Source material -
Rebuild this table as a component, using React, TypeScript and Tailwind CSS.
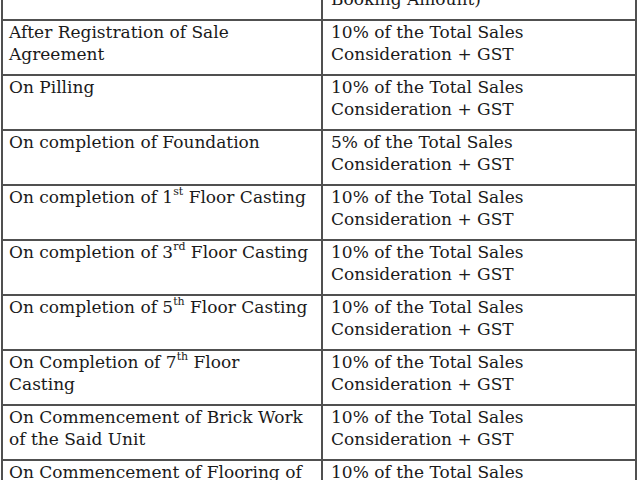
import React from "react";

type Row = { left: React.ReactNode; right: React.ReactNode };

const pay = (p: string) => (
  <>
    {p} of the Total Sales
    <br />
    Consideration + GST
  </>
);

const Sup = ({ children }: { children: React.ReactNode }) => (
  <sup className="text-[11px] relative top-[-1px] align-super leading-none">{children}</sup>
);

const rows: Row[] = [
  {
    left: <></>,
    right: (
      <>
        10% of the Total Sales (Including
        <br />
        Booking Amount)
      </>
    ),
  },
  { left: <>After Registration of Sale<br />Agreement</>, right: pay("10%") },
  { left: <>On Pilling</>, right: pay("10%") },
  { left: <>On completion of Foundation</>, right: pay("5%") },
  { left: <>On completion of 1<Sup>st</Sup> Floor Casting</>, right: pay("10%") },
  { left: <>On completion of 3<Sup>rd</Sup> Floor Casting</>, right: pay("10%") },
  { left: <>On completion of 5<Sup>th</Sup> Floor Casting</>, right: pay("10%") },
  { left: <>On Completion of 7<Sup>th</Sup> Floor<br />Casting</>, right: pay("10%") },
  { left: <>On Commencement of Brick Work<br />of the Said Unit</>, right: pay("10%") },
  { left: <>On Commencement of Flooring of<br />the Said Unit</>, right: pay("10%") },
];

export default function App() {
  return (
    <div className="w-[640px] h-[480px] overflow-hidden bg-white">
      <div
        className="ml-[1px] mt-[-36px] w-[636px] border-l-2 border-r-2 border-[#505050] text-[#1a1a1a] text-[17px] leading-[22px]"
        style={{ fontFamily: '"DejaVu Serif", serif' }}
      >
        {rows.map((r, i) => (
          <div key={i} className="grid grid-cols-[318px_1fr] h-[55px] border-t-2 border-[#505050]">
            <div className="pl-[6px] whitespace-nowrap">{r.left}</div>
            <div className="border-l-2 border-[#505050] pl-[8px] whitespace-nowrap">{r.right}</div>
          </div>
        ))}
      </div>
    </div>
  );
}
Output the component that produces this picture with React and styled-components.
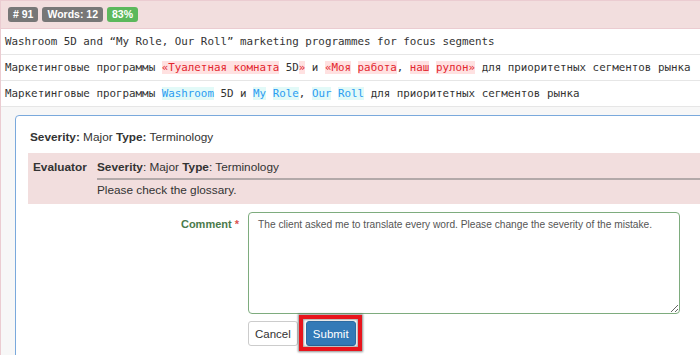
import React from "react";
import styled, { createGlobalStyle } from "styled-components";

const Global = createGlobalStyle`
  html, body { margin: 0; padding: 0; background: #fff; overflow: hidden; }
  body { font-family: "Liberation Sans", Arial, sans-serif; color: #333; }
  #root { width: 700px; height: 355px; overflow: hidden; }
`;

const Segment = styled.div`
  width: 730px;
  border: 1px solid #ebccd1;
  background: #f7f7f7;
  min-height: 420px;
`;

const Header = styled.div`
  display: flex;
  gap: 4px;
  align-items: center;
  height: 27px;
  padding: 0 7px;
  background: #f2dede;
  border-bottom: 1px solid #ebccd1;
`;

const Badge = styled.span`
  display: inline-block;
  font-size: 10.5px;
  font-weight: bold;
  line-height: 1;
  padding: 2px 5px 2px;
  border-radius: 3px;
  color: #fff;
  background: ${(p) => (p.$tone === "success" ? "#5cb85c" : "#777")};
`;

const Row = styled.div`
  height: 25px;
  line-height: 25px;
  padding-left: 4px;
  background: #fff;
  border-bottom: 1px solid #e6e6e6;
  font-family: "DejaVu Sans Mono", "Liberation Mono", monospace;
  font-size: 10.85px;
  white-space: pre;
  color: #333;
`;

const Mark = styled.span`
  color: ${(p) => (p.$kind === "del" ? "#e3262e" : "#2b9cf2")};
  background: ${(p) => (p.$kind === "del" ? "#ffe1e1" : "#e2faf8")};
`;

const Panel = styled.div`
  margin: 8px 0 0 14px;
  border: 1px solid #7aa9dc;
  border-radius: 4px;
  background: #fff;
  padding: 12px 0 20px 12px;
`;

const Summary = styled.div`
  font-size: 11.8px;
  line-height: 18px;
  padding-left: 2px;
  color: #333;
`;

const Evaluator = styled.div`
  margin-top: 7px;
  background: #f2dede;
  display: grid;
  grid-template-columns: 64px 1fr;
  padding: 6px 0 6px 5px;
  font-size: 11.8px;
  line-height: 16px;
`;

const EvalLabel = styled.div`
  font-weight: bold;
`;

const EvalHead = styled.div`
  padding-bottom: 3px;
  border-bottom: 2px solid #b3a9a9;
`;

const EvalNote = styled.div`
  padding-top: 2px;
`;

const FormRow = styled.div`
  display: grid;
  grid-template-columns: 212px 432px;
  column-gap: 8px;
  margin-top: 8px;
`;

const Label = styled.label`
  text-align: right;
  font-size: 11px;
  font-weight: bold;
  color: #4a7a4b;
  padding-top: 6px;
  padding-right: 1px;
`;

const Req = styled.span`
  color: #d9534f;
`;

const TextArea = styled.textarea`
  box-sizing: border-box;
  width: 432px;
  height: 102px;
  border: 1px solid #7eac7e;
  border-radius: 4px;
  padding: 6px 9px;
  font-family: "Liberation Sans", Arial, sans-serif;
  font-size: 10.2px;
  color: #555;
  resize: vertical;
  outline: none;
  margin: 0;
`;

const Actions = styled.div`
  grid-column: 2;
  display: flex;
  align-items: center;
  margin-top: 7px;
`;

const Button = styled.button`
  box-sizing: border-box;
  height: 25px;
  padding: 0 6px;
  font-family: "Liberation Sans", Arial, sans-serif;
  font-size: 11.5px;
  border-radius: 3px;
  border: 1px solid ${(p) => (p.$primary ? "#2e6da4" : "#ccc")};
  background: ${(p) => (p.$primary ? "#337ab7" : "#fff")};
  color: ${(p) => (p.$primary ? "#fff" : "#333")};
`;

const Callout = styled.span`
  position: relative;
  display: inline-flex;
  margin-left: 8px;
  &::after {
    content: "";
    position: absolute;
    inset: -6px -6px -5px -7px;
    border: 4px solid #e8141c;
    box-shadow: 0 0 2px 1px rgba(0, 0, 0, 0.45), inset 0 0 2px 1px rgba(0, 0, 0, 0.35);
    pointer-events: none;
  }
`;

export default function App() {
  return (
    <>
      <Global />
      <Segment>
        <Header>
          <Badge># 91</Badge>
          <Badge>Words: 12</Badge>
          <Badge $tone="success">83%</Badge>
        </Header>
        <Row>Washroom 5D and “My Role, Our Roll” marketing programmes for focus segments</Row>
        <Row>
          Маркетинговые программы <Mark $kind="del">«Туалетная комната</Mark> 5D
          <Mark $kind="del">»</Mark> и <Mark $kind="del">«Моя</Mark> <Mark $kind="del">работа</Mark>,{" "}
          <Mark $kind="del">наш</Mark> <Mark $kind="del">рулон»</Mark> для приоритетных сегментов рынка
        </Row>
        <Row>
          Маркетинговые программы <Mark $kind="ins">Washroom</Mark> 5D и <Mark $kind="ins">My</Mark>{" "}
          <Mark $kind="ins">Role</Mark>, <Mark $kind="ins">Our</Mark> <Mark $kind="ins">Roll</Mark> для приоритетных сегментов рынка
        </Row>
        <Panel>
          <Summary>
            <b>Severity:</b> Major <b>Type:</b> Terminology
          </Summary>
          <Evaluator>
            <EvalLabel>Evaluator</EvalLabel>
            <div>
              <EvalHead>
                <b>Severity</b>: Major <b>Type</b>: Terminology
              </EvalHead>
              <EvalNote>Please check the glossary.</EvalNote>
            </div>
          </Evaluator>
          <FormRow>
            <Label>
              Comment <Req>*</Req>
            </Label>
            <TextArea defaultValue="The client asked me to translate every word. Please change the severity of the mistake." />
            <Actions>
              <Button>Cancel</Button>
              <Callout>
                <Button $primary>Submit</Button>
              </Callout>
            </Actions>
          </FormRow>
        </Panel>
      </Segment>
    </>
  );
}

What is needed - Nothing in the entries should change as you copy them, except that the pictures are left out.

Exercise result -
Rebuild this table as a component, using React, TypeScript and Tailwind CSS.
import React from "react";

type Row = { left: React.ReactNode; right: React.ReactNode };

const pay = (p: string) => (
  <>
    {p} of the Total Sales
    <br />
    Consideration + GST
  </>
);

const Sup = ({ children }: { children: React.ReactNode }) => (
  <sup className="text-[11px] relative top-[-1px] align-super leading-none">{children}</sup>
);

const rows: Row[] = [
  {
    left: <></>,
    right: (
      <>
        10% of the Total Sales (Including
        <br />
        Booking Amount)
      </>
    ),
  },
  { left: <>After Registration of Sale<br />Agreement</>, right: pay("10%") },
  { left: <>On Pilling</>, right: pay("10%") },
  { left: <>On completion of Foundation</>, right: pay("5%") },
  { left: <>On completion of 1<Sup>st</Sup> Floor Casting</>, right: pay("10%") },
  { left: <>On completion of 3<Sup>rd</Sup> Floor Casting</>, right: pay("10%") },
  { left: <>On completion of 5<Sup>th</Sup> Floor Casting</>, right: pay("10%") },
  { left: <>On Completion of 7<Sup>th</Sup> Floor<br />Casting</>, right: pay("10%") },
  { left: <>On Commencement of Brick Work<br />of the Said Unit</>, right: pay("10%") },
  { left: <>On Commencement of Flooring of<br />the Said Unit</>, right: pay("10%") },
];

export default function App() {
  return (
    <div className="w-[640px] h-[480px] overflow-hidden bg-white">
      <div
        className="ml-[1px] mt-[-36px] w-[636px] border-l-2 border-r-2 border-[#505050] text-[#1a1a1a] text-[17px] leading-[22px]"
        style={{ fontFamily: '"DejaVu Serif", serif' }}
      >
        {rows.map((r, i) => (
          <div key={i} className="grid grid-cols-[318px_1fr] h-[55px] border-t-2 border-[#505050]">
            <div className="pl-[6px] whitespace-nowrap">{r.left}</div>
            <div className="border-l-2 border-[#505050] pl-[8px] whitespace-nowrap">{r.right}</div>
          </div>
        ))}
      </div>
    </div>
  );
}
Output the component that produces this picture with React and styled-components.
import React from "react";
import styled, { createGlobalStyle } from "styled-components";

const Global = createGlobalStyle`
  html, body { margin: 0; padding: 0; background: #fff; overflow: hidden; }
  body { font-family: "Liberation Sans", Arial, sans-serif; color: #333; }
  #root { width: 700px; height: 355px; overflow: hidden; }
`;

const Segment = styled.div`
  width: 730px;
  border: 1px solid #ebccd1;
  background: #f7f7f7;
  min-height: 420px;
`;

const Header = styled.div`
  display: flex;
  gap: 4px;
  align-items: center;
  height: 27px;
  padding: 0 7px;
  background: #f2dede;
  border-bottom: 1px solid #ebccd1;
`;

const Badge = styled.span`
  display: inline-block;
  font-size: 10.5px;
  font-weight: bold;
  line-height: 1;
  padding: 2px 5px 2px;
  border-radius: 3px;
  color: #fff;
  background: ${(p) => (p.$tone === "success" ? "#5cb85c" : "#777")};
`;

const Row = styled.div`
  height: 25px;
  line-height: 25px;
  padding-left: 4px;
  background: #fff;
  border-bottom: 1px solid #e6e6e6;
  font-family: "DejaVu Sans Mono", "Liberation Mono", monospace;
  font-size: 10.85px;
  white-space: pre;
  color: #333;
`;

const Mark = styled.span`
  color: ${(p) => (p.$kind === "del" ? "#e3262e" : "#2b9cf2")};
  background: ${(p) => (p.$kind === "del" ? "#ffe1e1" : "#e2faf8")};
`;

const Panel = styled.div`
  margin: 8px 0 0 14px;
  border: 1px solid #7aa9dc;
  border-radius: 4px;
  background: #fff;
  padding: 12px 0 20px 12px;
`;

const Summary = styled.div`
  font-size: 11.8px;
  line-height: 18px;
  padding-left: 2px;
  color: #333;
`;

const Evaluator = styled.div`
  margin-top: 7px;
  background: #f2dede;
  display: grid;
  grid-template-columns: 64px 1fr;
  padding: 6px 0 6px 5px;
  font-size: 11.8px;
  line-height: 16px;
`;

const EvalLabel = styled.div`
  font-weight: bold;
`;

const EvalHead = styled.div`
  padding-bottom: 3px;
  border-bottom: 2px solid #b3a9a9;
`;

const EvalNote = styled.div`
  padding-top: 2px;
`;

const FormRow = styled.div`
  display: grid;
  grid-template-columns: 212px 432px;
  column-gap: 8px;
  margin-top: 8px;
`;

const Label = styled.label`
  text-align: right;
  font-size: 11px;
  font-weight: bold;
  color: #4a7a4b;
  padding-top: 6px;
  padding-right: 1px;
`;

const Req = styled.span`
  color: #d9534f;
`;

const TextArea = styled.textarea`
  box-sizing: border-box;
  width: 432px;
  height: 102px;
  border: 1px solid #7eac7e;
  border-radius: 4px;
  padding: 6px 9px;
  font-family: "Liberation Sans", Arial, sans-serif;
  font-size: 10.2px;
  color: #555;
  resize: vertical;
  outline: none;
  margin: 0;
`;

const Actions = styled.div`
  grid-column: 2;
  display: flex;
  align-items: center;
  margin-top: 7px;
`;

const Button = styled.button`
  box-sizing: border-box;
  height: 25px;
  padding: 0 6px;
  font-family: "Liberation Sans", Arial, sans-serif;
  font-size: 11.5px;
  border-radius: 3px;
  border: 1px solid ${(p) => (p.$primary ? "#2e6da4" : "#ccc")};
  background: ${(p) => (p.$primary ? "#337ab7" : "#fff")};
  color: ${(p) => (p.$primary ? "#fff" : "#333")};
`;

const Callout = styled.span`
  position: relative;
  display: inline-flex;
  margin-left: 8px;
  &::after {
    content: "";
    position: absolute;
    inset: -6px -6px -5px -7px;
    border: 4px solid #e8141c;
    box-shadow: 0 0 2px 1px rgba(0, 0, 0, 0.45), inset 0 0 2px 1px rgba(0, 0, 0, 0.35);
    pointer-events: none;
  }
`;

export default function App() {
  return (
    <>
      <Global />
      <Segment>
        <Header>
          <Badge># 91</Badge>
          <Badge>Words: 12</Badge>
          <Badge $tone="success">83%</Badge>
        </Header>
        <Row>Washroom 5D and “My Role, Our Roll” marketing programmes for focus segments</Row>
        <Row>
          Маркетинговые программы <Mark $kind="del">«Туалетная комната</Mark> 5D
          <Mark $kind="del">»</Mark> и <Mark $kind="del">«Моя</Mark> <Mark $kind="del">работа</Mark>,{" "}
          <Mark $kind="del">наш</Mark> <Mark $kind="del">рулон»</Mark> для приоритетных сегментов рынка
        </Row>
        <Row>
          Маркетинговые программы <Mark $kind="ins">Washroom</Mark> 5D и <Mark $kind="ins">My</Mark>{" "}
          <Mark $kind="ins">Role</Mark>, <Mark $kind="ins">Our</Mark> <Mark $kind="ins">Roll</Mark> для приоритетных сегментов рынка
        </Row>
        <Panel>
          <Summary>
            <b>Severity:</b> Major <b>Type:</b> Terminology
          </Summary>
          <Evaluator>
            <EvalLabel>Evaluator</EvalLabel>
            <div>
              <EvalHead>
                <b>Severity</b>: Major <b>Type</b>: Terminology
              </EvalHead>
              <EvalNote>Please check the glossary.</EvalNote>
            </div>
          </Evaluator>
          <FormRow>
            <Label>
              Comment <Req>*</Req>
            </Label>
            <TextArea defaultValue="The client asked me to translate every word. Please change the severity of the mistake." />
            <Actions>
              <Button>Cancel</Button>
              <Callout>
                <Button $primary>Submit</Button>
              </Callout>
            </Actions>
          </FormRow>
        </Panel>
      </Segment>
    </>
  );
}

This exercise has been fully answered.